Given material =
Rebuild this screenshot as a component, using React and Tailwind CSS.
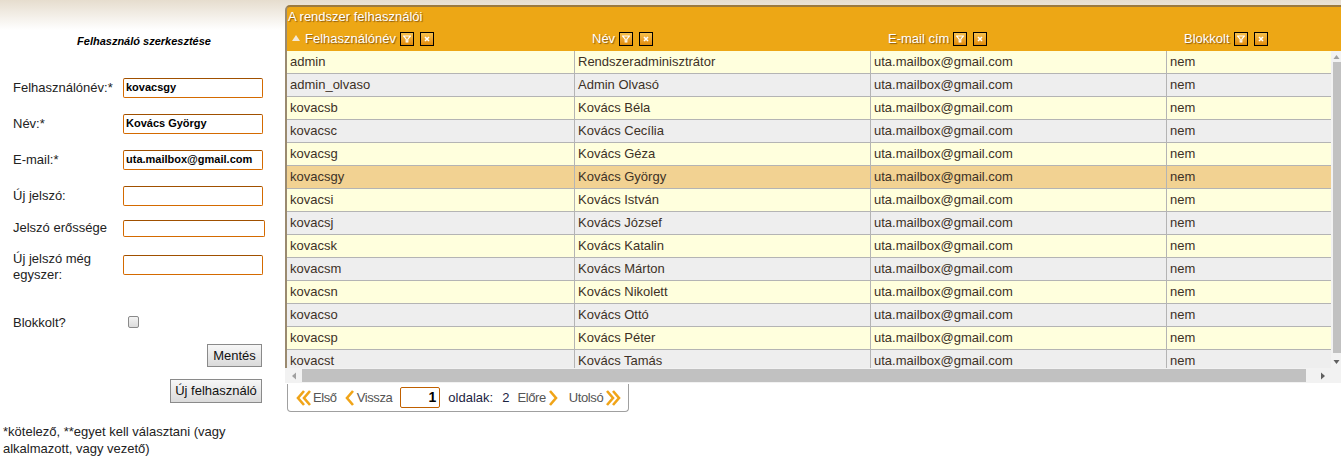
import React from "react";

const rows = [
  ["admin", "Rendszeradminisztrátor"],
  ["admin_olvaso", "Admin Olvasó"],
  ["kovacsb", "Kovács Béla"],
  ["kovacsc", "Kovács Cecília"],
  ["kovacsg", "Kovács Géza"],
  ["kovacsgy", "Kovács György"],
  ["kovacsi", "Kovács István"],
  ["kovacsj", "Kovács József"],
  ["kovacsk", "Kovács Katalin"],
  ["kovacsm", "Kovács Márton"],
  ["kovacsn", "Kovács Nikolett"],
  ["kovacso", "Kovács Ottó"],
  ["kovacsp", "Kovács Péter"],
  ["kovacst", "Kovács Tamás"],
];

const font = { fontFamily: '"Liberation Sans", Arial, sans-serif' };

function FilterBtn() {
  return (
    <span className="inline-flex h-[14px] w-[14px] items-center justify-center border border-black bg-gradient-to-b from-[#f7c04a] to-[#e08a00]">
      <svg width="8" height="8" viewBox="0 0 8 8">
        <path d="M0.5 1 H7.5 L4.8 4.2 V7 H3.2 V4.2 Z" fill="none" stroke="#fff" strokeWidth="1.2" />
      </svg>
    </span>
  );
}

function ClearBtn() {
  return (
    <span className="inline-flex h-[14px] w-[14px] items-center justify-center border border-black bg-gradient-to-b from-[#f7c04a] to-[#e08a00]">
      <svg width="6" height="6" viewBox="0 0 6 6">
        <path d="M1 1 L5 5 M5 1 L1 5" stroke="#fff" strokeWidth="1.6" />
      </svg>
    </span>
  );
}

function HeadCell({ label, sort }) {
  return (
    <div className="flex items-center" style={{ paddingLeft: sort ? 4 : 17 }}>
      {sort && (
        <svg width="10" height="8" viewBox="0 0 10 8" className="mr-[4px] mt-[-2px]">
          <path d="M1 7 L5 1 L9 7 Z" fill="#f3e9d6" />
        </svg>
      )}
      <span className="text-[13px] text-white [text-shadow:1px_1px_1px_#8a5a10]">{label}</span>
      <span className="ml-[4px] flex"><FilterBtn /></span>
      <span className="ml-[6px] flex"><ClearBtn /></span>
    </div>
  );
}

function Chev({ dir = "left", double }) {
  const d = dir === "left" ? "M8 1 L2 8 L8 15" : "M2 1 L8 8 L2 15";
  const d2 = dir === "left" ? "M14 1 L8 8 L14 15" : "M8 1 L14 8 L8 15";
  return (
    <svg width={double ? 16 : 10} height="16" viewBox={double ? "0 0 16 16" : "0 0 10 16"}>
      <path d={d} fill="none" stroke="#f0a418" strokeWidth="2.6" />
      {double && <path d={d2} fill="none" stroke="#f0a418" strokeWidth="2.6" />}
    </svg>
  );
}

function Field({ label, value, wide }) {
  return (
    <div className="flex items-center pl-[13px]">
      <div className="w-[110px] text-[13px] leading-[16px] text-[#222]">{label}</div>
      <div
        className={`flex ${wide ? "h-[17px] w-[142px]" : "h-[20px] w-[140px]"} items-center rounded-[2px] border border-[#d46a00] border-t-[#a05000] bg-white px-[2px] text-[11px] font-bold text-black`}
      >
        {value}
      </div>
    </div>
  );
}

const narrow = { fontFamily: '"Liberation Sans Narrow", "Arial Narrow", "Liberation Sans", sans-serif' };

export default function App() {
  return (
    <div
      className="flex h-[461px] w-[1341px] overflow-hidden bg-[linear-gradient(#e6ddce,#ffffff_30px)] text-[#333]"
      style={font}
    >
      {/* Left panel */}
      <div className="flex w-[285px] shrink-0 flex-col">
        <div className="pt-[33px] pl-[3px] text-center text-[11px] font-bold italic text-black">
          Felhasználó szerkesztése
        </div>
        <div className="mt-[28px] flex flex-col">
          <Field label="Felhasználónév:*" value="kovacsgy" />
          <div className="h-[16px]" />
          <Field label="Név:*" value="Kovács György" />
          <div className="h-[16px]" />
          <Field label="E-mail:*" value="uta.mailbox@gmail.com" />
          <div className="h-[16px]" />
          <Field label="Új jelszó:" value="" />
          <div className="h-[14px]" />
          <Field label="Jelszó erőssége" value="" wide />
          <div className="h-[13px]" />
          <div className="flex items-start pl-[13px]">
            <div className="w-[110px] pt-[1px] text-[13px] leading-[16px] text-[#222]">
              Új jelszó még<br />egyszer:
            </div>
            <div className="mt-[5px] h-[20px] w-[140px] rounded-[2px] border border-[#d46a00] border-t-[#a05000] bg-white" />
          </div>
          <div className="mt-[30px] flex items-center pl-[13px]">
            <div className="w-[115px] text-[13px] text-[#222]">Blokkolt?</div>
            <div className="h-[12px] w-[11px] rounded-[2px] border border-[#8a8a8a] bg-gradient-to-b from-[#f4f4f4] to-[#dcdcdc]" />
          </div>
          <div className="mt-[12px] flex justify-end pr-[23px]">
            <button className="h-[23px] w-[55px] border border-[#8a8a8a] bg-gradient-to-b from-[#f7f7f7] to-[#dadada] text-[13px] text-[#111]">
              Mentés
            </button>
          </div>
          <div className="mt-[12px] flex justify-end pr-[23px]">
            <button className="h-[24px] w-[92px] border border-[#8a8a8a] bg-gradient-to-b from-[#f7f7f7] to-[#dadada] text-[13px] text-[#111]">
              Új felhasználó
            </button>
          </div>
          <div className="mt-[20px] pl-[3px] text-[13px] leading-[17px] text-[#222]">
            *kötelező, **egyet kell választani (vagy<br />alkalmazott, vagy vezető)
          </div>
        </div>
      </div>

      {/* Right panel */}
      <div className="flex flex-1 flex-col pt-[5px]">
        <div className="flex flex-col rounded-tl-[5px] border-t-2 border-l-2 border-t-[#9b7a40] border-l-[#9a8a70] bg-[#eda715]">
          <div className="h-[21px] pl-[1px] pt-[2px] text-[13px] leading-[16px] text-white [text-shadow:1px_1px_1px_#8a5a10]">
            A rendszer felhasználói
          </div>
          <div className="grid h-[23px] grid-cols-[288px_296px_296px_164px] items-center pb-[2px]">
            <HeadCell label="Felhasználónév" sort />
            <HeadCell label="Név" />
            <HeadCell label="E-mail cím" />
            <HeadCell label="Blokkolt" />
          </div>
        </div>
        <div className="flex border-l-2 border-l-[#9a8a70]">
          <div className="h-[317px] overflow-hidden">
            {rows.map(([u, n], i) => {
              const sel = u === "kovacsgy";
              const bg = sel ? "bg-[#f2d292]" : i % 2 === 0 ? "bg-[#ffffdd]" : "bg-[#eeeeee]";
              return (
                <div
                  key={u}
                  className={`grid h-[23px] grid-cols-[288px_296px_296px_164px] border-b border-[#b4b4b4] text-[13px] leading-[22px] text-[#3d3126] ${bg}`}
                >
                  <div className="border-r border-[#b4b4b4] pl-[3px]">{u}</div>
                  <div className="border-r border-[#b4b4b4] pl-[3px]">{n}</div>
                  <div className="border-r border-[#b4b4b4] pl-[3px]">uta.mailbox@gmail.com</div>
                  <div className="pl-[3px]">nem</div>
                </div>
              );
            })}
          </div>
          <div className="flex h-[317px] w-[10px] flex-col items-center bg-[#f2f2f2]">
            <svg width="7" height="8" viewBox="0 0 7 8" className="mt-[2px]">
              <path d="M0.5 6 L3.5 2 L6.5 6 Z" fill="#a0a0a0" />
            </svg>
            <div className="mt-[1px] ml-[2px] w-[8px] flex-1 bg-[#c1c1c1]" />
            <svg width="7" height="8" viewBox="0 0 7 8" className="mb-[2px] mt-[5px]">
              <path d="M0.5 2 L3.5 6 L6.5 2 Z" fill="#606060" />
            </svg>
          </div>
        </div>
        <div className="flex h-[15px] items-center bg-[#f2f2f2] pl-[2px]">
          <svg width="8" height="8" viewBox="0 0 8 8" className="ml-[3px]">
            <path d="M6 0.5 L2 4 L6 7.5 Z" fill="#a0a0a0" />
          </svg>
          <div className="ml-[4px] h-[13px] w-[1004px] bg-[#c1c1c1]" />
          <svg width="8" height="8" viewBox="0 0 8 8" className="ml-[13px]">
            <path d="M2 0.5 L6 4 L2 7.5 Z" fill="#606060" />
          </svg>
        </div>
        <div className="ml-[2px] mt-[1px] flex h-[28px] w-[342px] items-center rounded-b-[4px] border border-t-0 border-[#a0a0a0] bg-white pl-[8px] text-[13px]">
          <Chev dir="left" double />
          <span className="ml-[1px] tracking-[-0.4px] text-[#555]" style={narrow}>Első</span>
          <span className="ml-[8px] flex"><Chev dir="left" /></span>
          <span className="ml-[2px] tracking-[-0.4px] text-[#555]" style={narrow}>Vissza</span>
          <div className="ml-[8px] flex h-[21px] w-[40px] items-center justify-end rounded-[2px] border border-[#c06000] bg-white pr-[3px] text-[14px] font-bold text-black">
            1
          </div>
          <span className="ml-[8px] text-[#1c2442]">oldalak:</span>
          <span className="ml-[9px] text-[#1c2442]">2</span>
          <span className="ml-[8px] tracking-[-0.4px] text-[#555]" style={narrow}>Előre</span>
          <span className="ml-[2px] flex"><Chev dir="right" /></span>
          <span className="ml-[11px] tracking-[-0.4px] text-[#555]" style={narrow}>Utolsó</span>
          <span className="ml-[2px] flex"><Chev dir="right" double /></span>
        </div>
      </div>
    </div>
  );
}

Requirements =
Starting at the top of the listing above, please restate word for word each line up to and including the one that holds "import React from", omitting every image.

Expected answer =
Rebuild this screenshot as a component, using React and Tailwind CSS.
import React from "react";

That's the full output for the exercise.